--- START OF The input ---
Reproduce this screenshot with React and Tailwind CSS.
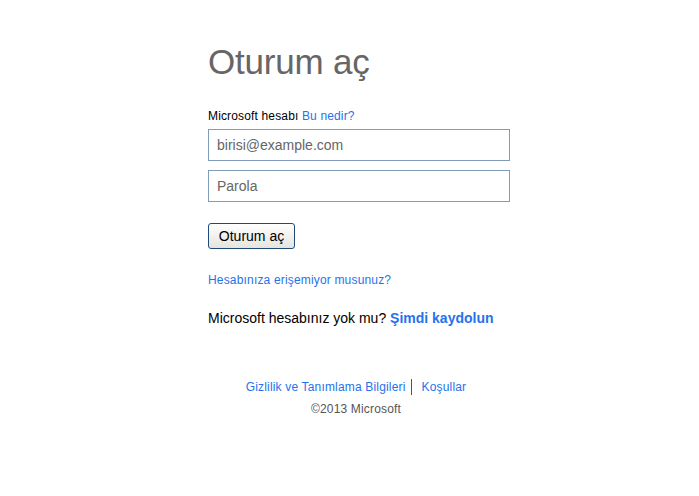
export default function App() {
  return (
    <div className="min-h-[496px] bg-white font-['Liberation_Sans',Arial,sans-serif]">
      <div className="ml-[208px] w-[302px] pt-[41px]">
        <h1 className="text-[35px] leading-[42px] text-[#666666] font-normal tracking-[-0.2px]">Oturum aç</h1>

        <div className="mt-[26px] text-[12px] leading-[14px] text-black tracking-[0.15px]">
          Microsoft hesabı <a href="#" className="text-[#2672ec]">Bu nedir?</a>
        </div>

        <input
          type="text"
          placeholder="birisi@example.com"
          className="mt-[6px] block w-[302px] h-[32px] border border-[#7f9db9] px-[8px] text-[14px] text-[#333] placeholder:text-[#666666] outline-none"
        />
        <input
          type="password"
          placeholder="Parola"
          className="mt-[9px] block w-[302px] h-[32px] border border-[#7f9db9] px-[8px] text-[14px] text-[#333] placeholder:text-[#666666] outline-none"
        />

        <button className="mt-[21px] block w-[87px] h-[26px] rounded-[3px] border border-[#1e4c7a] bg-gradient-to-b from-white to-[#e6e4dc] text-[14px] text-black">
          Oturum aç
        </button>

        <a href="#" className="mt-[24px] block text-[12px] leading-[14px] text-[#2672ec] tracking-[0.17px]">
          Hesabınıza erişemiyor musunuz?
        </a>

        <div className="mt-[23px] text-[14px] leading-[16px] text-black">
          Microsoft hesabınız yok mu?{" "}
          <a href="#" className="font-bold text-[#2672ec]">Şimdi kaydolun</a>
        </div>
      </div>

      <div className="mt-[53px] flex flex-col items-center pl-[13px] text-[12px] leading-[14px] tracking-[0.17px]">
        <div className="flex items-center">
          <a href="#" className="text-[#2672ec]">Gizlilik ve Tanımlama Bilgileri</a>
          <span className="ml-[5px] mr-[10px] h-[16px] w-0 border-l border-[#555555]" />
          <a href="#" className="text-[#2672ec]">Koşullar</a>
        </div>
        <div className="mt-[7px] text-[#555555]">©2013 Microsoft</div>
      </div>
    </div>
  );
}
--- END OF The input ---
--- START OF The input ---
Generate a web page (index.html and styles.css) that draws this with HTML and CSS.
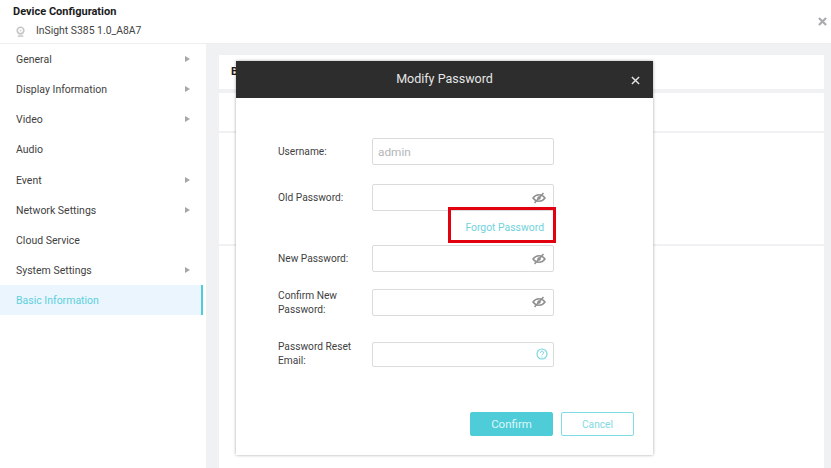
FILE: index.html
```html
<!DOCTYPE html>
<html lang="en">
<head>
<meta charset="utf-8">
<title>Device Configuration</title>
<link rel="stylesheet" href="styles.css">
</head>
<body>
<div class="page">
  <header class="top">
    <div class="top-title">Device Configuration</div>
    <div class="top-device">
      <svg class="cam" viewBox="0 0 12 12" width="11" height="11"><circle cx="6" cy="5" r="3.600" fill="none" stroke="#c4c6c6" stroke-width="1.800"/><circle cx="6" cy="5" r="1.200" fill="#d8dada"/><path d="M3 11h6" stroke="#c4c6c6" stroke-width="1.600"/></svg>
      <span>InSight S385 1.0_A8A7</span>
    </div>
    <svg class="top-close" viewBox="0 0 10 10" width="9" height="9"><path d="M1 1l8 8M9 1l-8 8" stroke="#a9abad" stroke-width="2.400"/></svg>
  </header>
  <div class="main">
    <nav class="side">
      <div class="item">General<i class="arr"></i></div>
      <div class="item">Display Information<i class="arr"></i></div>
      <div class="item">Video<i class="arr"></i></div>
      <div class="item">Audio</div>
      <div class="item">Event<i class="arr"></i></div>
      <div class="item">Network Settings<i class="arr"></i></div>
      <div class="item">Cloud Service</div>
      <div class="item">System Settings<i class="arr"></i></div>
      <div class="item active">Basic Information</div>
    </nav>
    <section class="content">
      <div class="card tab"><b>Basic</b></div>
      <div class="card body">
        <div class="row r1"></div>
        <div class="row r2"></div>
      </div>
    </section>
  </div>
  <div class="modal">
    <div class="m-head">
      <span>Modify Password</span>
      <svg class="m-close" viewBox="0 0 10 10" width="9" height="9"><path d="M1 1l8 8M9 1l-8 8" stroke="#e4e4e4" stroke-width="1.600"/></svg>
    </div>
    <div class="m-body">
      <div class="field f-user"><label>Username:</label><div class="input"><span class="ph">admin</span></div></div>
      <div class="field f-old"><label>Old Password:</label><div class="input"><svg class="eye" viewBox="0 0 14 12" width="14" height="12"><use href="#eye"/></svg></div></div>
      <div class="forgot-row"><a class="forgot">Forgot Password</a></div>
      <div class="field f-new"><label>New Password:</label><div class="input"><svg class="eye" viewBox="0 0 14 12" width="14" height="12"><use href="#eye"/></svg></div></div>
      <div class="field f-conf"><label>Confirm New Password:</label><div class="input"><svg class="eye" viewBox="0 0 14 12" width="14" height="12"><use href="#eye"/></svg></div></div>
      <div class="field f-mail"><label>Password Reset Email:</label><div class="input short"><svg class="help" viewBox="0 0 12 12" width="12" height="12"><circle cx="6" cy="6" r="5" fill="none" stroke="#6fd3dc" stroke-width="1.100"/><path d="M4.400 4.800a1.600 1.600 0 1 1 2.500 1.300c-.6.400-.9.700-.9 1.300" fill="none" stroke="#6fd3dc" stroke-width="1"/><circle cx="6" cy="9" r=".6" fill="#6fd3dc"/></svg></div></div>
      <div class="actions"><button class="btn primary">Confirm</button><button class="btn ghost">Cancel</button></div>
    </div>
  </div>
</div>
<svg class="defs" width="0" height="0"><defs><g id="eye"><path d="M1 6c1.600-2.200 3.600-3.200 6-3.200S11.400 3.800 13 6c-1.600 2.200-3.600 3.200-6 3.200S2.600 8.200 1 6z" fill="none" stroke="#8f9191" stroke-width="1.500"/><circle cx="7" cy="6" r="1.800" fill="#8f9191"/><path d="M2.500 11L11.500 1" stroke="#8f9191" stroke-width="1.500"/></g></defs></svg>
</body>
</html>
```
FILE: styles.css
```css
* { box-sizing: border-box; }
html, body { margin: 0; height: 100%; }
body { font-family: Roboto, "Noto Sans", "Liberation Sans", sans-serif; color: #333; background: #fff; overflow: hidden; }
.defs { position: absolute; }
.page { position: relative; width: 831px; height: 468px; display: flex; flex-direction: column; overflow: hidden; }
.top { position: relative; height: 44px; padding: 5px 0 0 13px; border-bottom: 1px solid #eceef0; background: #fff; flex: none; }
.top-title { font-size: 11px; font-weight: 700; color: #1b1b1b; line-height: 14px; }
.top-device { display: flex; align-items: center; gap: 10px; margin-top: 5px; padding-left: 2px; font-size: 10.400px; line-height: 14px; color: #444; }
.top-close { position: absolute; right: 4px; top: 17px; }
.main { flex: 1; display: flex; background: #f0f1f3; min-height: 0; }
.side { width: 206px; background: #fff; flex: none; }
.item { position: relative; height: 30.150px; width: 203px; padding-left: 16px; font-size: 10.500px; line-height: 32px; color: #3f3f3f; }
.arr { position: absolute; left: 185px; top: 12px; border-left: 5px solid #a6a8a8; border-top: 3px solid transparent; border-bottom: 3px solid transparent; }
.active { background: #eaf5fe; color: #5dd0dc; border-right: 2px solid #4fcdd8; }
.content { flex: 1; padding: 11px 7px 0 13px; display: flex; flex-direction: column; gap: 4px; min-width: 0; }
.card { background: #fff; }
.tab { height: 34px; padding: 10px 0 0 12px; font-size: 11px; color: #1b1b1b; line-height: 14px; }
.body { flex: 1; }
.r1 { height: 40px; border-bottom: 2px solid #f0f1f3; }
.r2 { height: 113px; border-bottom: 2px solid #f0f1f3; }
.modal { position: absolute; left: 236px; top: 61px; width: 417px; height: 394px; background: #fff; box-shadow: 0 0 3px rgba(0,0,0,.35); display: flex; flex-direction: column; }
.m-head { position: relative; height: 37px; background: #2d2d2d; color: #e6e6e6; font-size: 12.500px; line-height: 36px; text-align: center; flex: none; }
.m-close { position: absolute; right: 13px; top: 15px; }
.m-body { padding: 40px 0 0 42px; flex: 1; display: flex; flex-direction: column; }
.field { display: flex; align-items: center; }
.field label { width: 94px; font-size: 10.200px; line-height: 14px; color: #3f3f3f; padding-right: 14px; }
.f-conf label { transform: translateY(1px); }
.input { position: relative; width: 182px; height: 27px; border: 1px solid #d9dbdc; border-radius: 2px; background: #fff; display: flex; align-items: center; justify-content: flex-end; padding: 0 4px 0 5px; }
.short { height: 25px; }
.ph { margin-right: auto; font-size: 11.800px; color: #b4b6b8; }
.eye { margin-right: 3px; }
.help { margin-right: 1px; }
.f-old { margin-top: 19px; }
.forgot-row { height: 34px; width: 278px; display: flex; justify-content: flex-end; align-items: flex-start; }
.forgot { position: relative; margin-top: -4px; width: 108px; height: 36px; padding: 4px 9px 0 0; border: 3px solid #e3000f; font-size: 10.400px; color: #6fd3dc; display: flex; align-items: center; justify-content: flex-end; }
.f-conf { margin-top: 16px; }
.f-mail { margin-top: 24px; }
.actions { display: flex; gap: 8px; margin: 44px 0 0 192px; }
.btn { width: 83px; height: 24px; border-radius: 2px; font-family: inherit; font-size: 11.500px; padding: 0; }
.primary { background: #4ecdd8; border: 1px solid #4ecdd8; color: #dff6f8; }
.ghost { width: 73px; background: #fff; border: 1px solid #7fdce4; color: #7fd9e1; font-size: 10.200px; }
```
--- END OF The input ---
Could you quote, word for word, only the lines from the one containing "Reproduce this screenshot" through the one containing "leading-[42px] text-[#666666] font-normal", both included, and leave out any pictures?

Reproduce this screenshot with React and Tailwind CSS.
export default function App() {
  return (
    <div className="min-h-[496px] bg-white font-['Liberation_Sans',Arial,sans-serif]">
      <div className="ml-[208px] w-[302px] pt-[41px]">
        <h1 className="text-[35px] leading-[42px] text-[#666666] font-normal tracking-[-0.2px]">Oturum aç</h1>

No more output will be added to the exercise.